Gerade in den letzten Tagen sind die diplomatischen Beziehungen zwischen Kabul und Washington auf den Tiefpunkt gesunken. Aus vorab veröffentlichten Auszügen der Memoiren von Robert Gates, der sowohl unter George W. Bush als auch unter Obama das Amt des Verteidigungsministers bekleidete, geht hervor, daß Washington in Art eines "ungeschickten und gescheiterten Putsches" versucht hat, den Ausgang der afghanischen Präsidentenwahl 2009 zu manipulieren, um den offenbar unbequem gewordenen Karsai von der Macht zu entfernen. Fast als Reaktion auf die brisante Enthüllung hat Karsai am 9. Januar die Freilassung von 88 Gefangenen, die seit Jahren im Militärgefängnis von Bagram bei Kabul sitzen und zur Jahreswende aus amerikanischer Obhut in die der eigenen Landsleute übergeben wurden, verfügt. Nach Angaben des afghanischen Militärgeheimdienstes ist der Mehrzahl der Männer nichts nachzuweisen; gegen 27 weitere reichen die Verdachtsmomente für eine Anklage nicht aus. Aus Sicht der US-Militärbehörden dagegen sind die Männer allesamt aufständische Taliban, die auf die eine oder andere Weise an Angriffen auf die ausländischen Truppen beteiligt gewesen sind.
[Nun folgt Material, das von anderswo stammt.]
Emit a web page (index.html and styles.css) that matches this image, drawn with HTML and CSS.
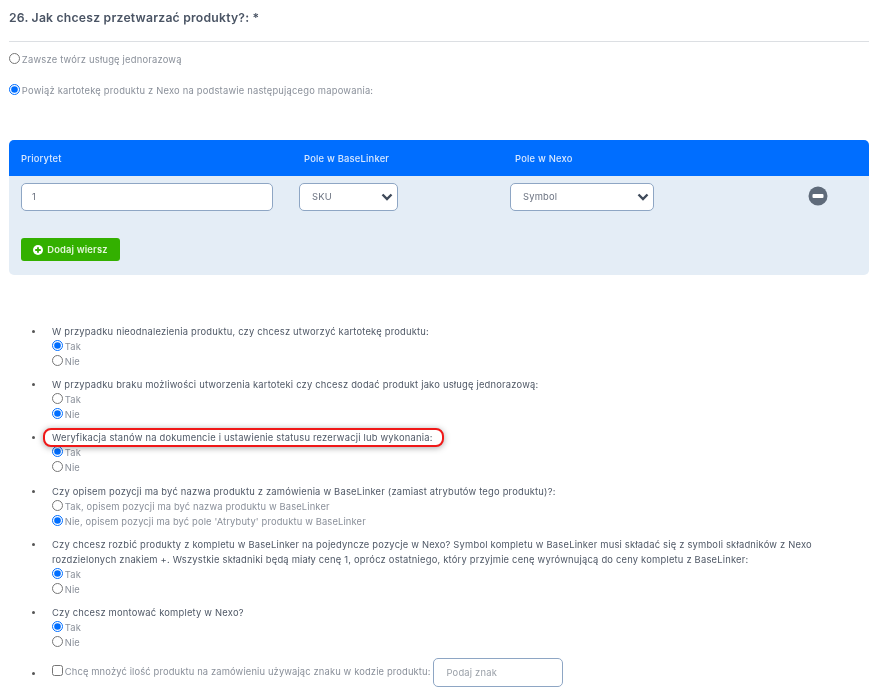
FILE: index.html
```html
<!DOCTYPE html>
<html lang="pl">
<head>
<meta charset="utf-8">
<title>Jak chcesz przetwarzać produkty?</title>
<link rel="stylesheet" href="styles.css">
</head>
<body>
<main class="page">
  <h2 class="title">26. Jak chcesz przetwarzać produkty?: *</h2>
  <hr class="rule">
  <label class="top-option"><input type="radio" name="mode"> Zawsze twórz usługę jednorazową</label>
  <label class="top-option second"><input type="radio" name="mode" checked> Powiąż kartotekę produktu z Nexo na podstawie następującego mapowania:</label>

  <section class="map">
    <div class="map-head">
      <div class="col-a">Priorytet</div>
      <div class="col-b">Pole w BaseLinker</div>
      <div class="col-c">Pole w Nexo</div>
    </div>
    <div class="map-body">
      <div class="map-row">
        <div class="col-a"><input class="field wide" type="text" value="1"></div>
        <div class="col-b"><select class="field sel sel-sku"><option>SKU</option></select></div>
        <div class="col-c"><select class="field sel sel-sym"><option>Symbol</option></select></div>
        <svg class="minus" width="20" height="20" viewBox="0 0 20 20"><circle cx="10" cy="10" r="9.5" fill="#5f6b7a"/><rect x="4.5" y="8" width="11" height="4" rx="1" fill="#fff"/></svg>
      </div>
      <button class="add" type="button">
        <svg width="10" height="10" viewBox="0 0 10 10"><circle cx="5" cy="5" r="5" fill="#fff"/><path d="M5 2.2v5.6M2.2 5h5.6" stroke="#33b000" stroke-width="1.8"/></svg>
        Dodaj wiersz
      </button>
    </div>
  </section>

  <ul class="opts">
    <li>
      <div class="q">W przypadku nieodnalezienia produktu, czy chcesz utworzyć kartotekę produktu:</div>
      <label class="opt"><input type="radio" name="a" checked> Tak</label>
      <label class="opt"><input type="radio" name="a"> Nie</label>
    </li>
    <li>
      <div class="q">W przypadku braku możliwości utworzenia kartoteki czy chcesz dodać produkt jako usługę jednorazową:</div>
      <label class="opt"><input type="radio" name="b"> Tak</label>
      <label class="opt"><input type="radio" name="b" checked> Nie</label>
    </li>
    <li class="marked">
      <div class="q"><span class="mark">Weryfikacja stanów na dokumencie i ustawienie statusu rezerwacji lub wykonania:</span></div>
      <label class="opt"><input type="radio" name="c" checked> Tak</label>
      <label class="opt"><input type="radio" name="c"> Nie</label>
    </li>
    <li>
      <div class="q">Czy opisem pozycji ma być nazwa produktu z zamówienia w BaseLinker (zamiast atrybutów tego produktu)?:</div>
      <label class="opt"><input type="radio" name="d"> Tak, opisem pozycji ma być nazwa produktu w BaseLinker</label>
      <label class="opt"><input type="radio" name="d" checked> Nie, opisem pozycji ma być pole 'Atrybuty' produktu w BaseLinker</label>
    </li>
    <li>
      <div class="q">Czy chcesz rozbić produkty z kompletu w BaseLinker na pojedyncze pozycje w Nexo? Symbol kompletu w BaseLinker musi składać się z symboli składników z Nexo rozdzielonych znakiem +. Wszystkie składniki będą miały cenę 1, oprócz ostatniego, który przyjmie cenę wyrównującą do ceny kompletu z BaseLinker:</div>
      <label class="opt"><input type="radio" name="e" checked> Tak</label>
      <label class="opt"><input type="radio" name="e"> Nie</label>
    </li>
    <li>
      <div class="q">Czy chcesz montować komplety w Nexo?</div>
      <label class="opt"><input type="radio" name="f" checked> Tak</label>
      <label class="opt"><input type="radio" name="f"> Nie</label>
    </li>
    <li class="multi">
      <label class="opt inline"><input type="checkbox"> Chcę mnożyć ilość produktu na zamówieniu używając znaku w kodzie produktu:</label>
      <input class="field sign" type="text" placeholder="Podaj znak">
    </li>
  </ul>
</main>
</body>
</html>
```
FILE: styles.css
```css
* { box-sizing: border-box; }
html, body { margin: 0; background: #fff; }
body {
  font-family: "Inter", "Liberation Sans", sans-serif;
  font-size: 9.4px;
  letter-spacing: .2px;
  color: #4a5464;
  overflow: hidden;
  height: 696px;
}
.page { padding: 10px 4px 0 9px; filter: blur(0.45px); }
.title { margin: 0; font-size: 12.2px; letter-spacing: .22px; line-height: 15px; font-weight: 600; color: #4a5464; }
.rule { margin: 16px 0 0; border: 0; border-top: 1px solid #dcdfe3; }
input[type="radio"], input[type="checkbox"] {
  width: 11px; height: 11px; margin: 0 -1px 0 0; accent-color: #006eff; vertical-align: -1px;
}
.top-option { display: block; margin-top: 10px; line-height: 15px; color: #8a909a; }
.top-option.second { margin-top: 16px; }
.map { margin-top: 42px; border-radius: 5px; overflow: hidden; background: #e4edf6; height: 135px; }
.map-head { display: flex; height: 36px; align-items: center; background: #006eff; color: #d8e8ff; font-weight: 500; padding-left: 12px; }
.map-body { padding: 7px 12px 0; }
.map-row { display: flex; align-items: flex-start; position: relative; }
.col-a { width: 278px; }
.col-b { width: 211px; }
.col-c { width: 298px; }
.map-head .col-b { padding-left: 5px; }
.map-head .col-c { padding-left: 5px; }
.field { height: 28px; border: 1px solid #8ea6c4; border-radius: 5px; background-color: #fff; font: inherit; letter-spacing: inherit; color: #6b7280; padding: 0 12px 2px; display: block; }
.wide { width: 252px; padding-left: 10px; }
.sel { appearance: none; -webkit-appearance: none; height: 28px; background-image: url("data:image/svg+xml;utf8,<svg xmlns='http://www.w3.org/2000/svg' width='12' height='8' viewBox='0 0 12 8'><path d='M1.5 1.5 6 6l4.5-4.5' fill='none' stroke='%233f4a5a' stroke-width='2.4'/></svg>"); background-repeat: no-repeat; background-position: right 4px center; }
.sel-sku { width: 99px; }
.sel-sym { width: 144px; }
.minus { margin-top: 3px; }
.add { display: flex; align-items: center; gap: 4px; margin-top: 27px; width: 99px; height: 23px; justify-content: center; border: 0; border-radius: 3px; background: #33b000; color: #e4f6da; font: inherit; font-weight: 600; letter-spacing: .15px; }
.opts { margin: 49px 0 0; padding: 0 0 0 43px; list-style: none; }
.opts li { margin-bottom: 8px; line-height: 15px; position: relative; }
.opts li::before { content: ""; position: absolute; left: -20px; top: 6px; width: 3px; height: 3px; border-radius: 50%; background: #555; }
.opts li.marked { margin-bottom: 9px; }
.q { color: #4f5866; }
.opt { display: block; color: #8a909a; line-height: 15px; letter-spacing: .13px; }
.mark { display: inline-block; margin: -2px 0 -2px -9px; padding: 0 9px 0 7px; height: 19px; line-height: 16px; border: 2px solid #f01818; border-radius: 8px; box-shadow: 0 1px 6px rgba(0,0,0,.35); background: #fff; position: relative; }
.multi .inline { display: inline; }
.opts li.multi::before { top: 14px; }
.sign { display: inline-block; width: 130px; height: 29px; padding: 0 12px; margin-left: 0; vertical-align: middle; }
.sign::placeholder { color: #9aa0a8; }
```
Die umstrittene Verfügung Karsais ist auch als Schelte an die Adresse Obamas zu verstehen. Afghanistans Präsident wirft den USA vor, seine Bemühungen um eine Versöhnung mit den Taliban und deren Einbindung in den politischen Prozeß nicht ausreichend unterstützt zu haben. Seit einiger Zeit fleht er Washington um die Freilassung einiger in Guantánamo Bay einsitzender Taliban als Zeichen des guten Willens an, findet mit der Forderung aber kein Gehör. Innenpolitisch kann sich der Demokrat Obama auf den Vorschlag Karsais nicht einlassen, denn täte er es, würden ihn die Republikaner bezichtigen, Milde gegenüber "Terroristen" walten zu lassen bzw. die "nationale Sicherheit" Amerikas leichtfertig aufs Spiel zu setzen.

Ohnehin bringt der Streit um das Sicherheitsabkommen zwischen den USA und Afghanistan Obama in eine politische Zwickmühle. Vor dem Hintergrund des Aufflammens schwerer Kämpfe in der zentralirakischen Provinz Anbar zwischen den schiitisch dominierten Sicherheitskräften und sunnitischen Milizen einschließlich der Einnahme der Stadt Falludscha durch al-kaida-nahe Aufständische steht das Weiße Haus in der Kritik. Die republikanische Opposition wirft Obama vor, mit dem Abzug aller US-Streitkräfte aus dem Irak Ende 2011 die gigantischen Bemühungen der Vorgängerregierung Bush um ein "demokratisches", sprich pro-amerikanisches "Regime" in Bagdad verspielt zu haben. Damals hat Obama die US-Truppen nach Hause geholt, weil sich die Regierung um Premierminister Nuri Al Maliki weigerte, ein Sicherheitsabkommen zu unterzeichnen, das allen amerikanischen Militärangehörigen bei Vergehen im Irak Immunität vor den dortigen Gerichten garantiert hätte.

Auch wenn der US-Botschafter in Kabul, James Cunningham, wie es die Washington Post am 10. Januar kolportierte, jüngst in einer Depesche an Washington eine Unterzeichnung des geplanten Sicherheitsabkommens vor Ende April als aussichtslos bezeichnet hat, kann es sich Obama nicht erlauben, seine Drohung, die amerikanische Militärpräsenz in Afghanistan zu beenden, wahrzumachen. Erstens ginge er damit als außenpolitischer Versager in die Geschichtsbücher ein. Zweitens ist das Interesse der USA an mehreren dauerhaften Militärstützpunkten am Hindukusch nahe den Bodenschätzen Zentralasiens sowie an der Südflanke Rußlands und der Westflanke Chinas zu fundamental. Schließlich waren es geostrategische Überlegungen, die vor mehr als 12 Jahren dem Einmarsch der NATO-Streitkräfte in Afghanistan zugrunde lagen. Die Jagd auf irgendwelche Hintermänner der Anschläge vom 11. September 2001 war nur der Vorwand.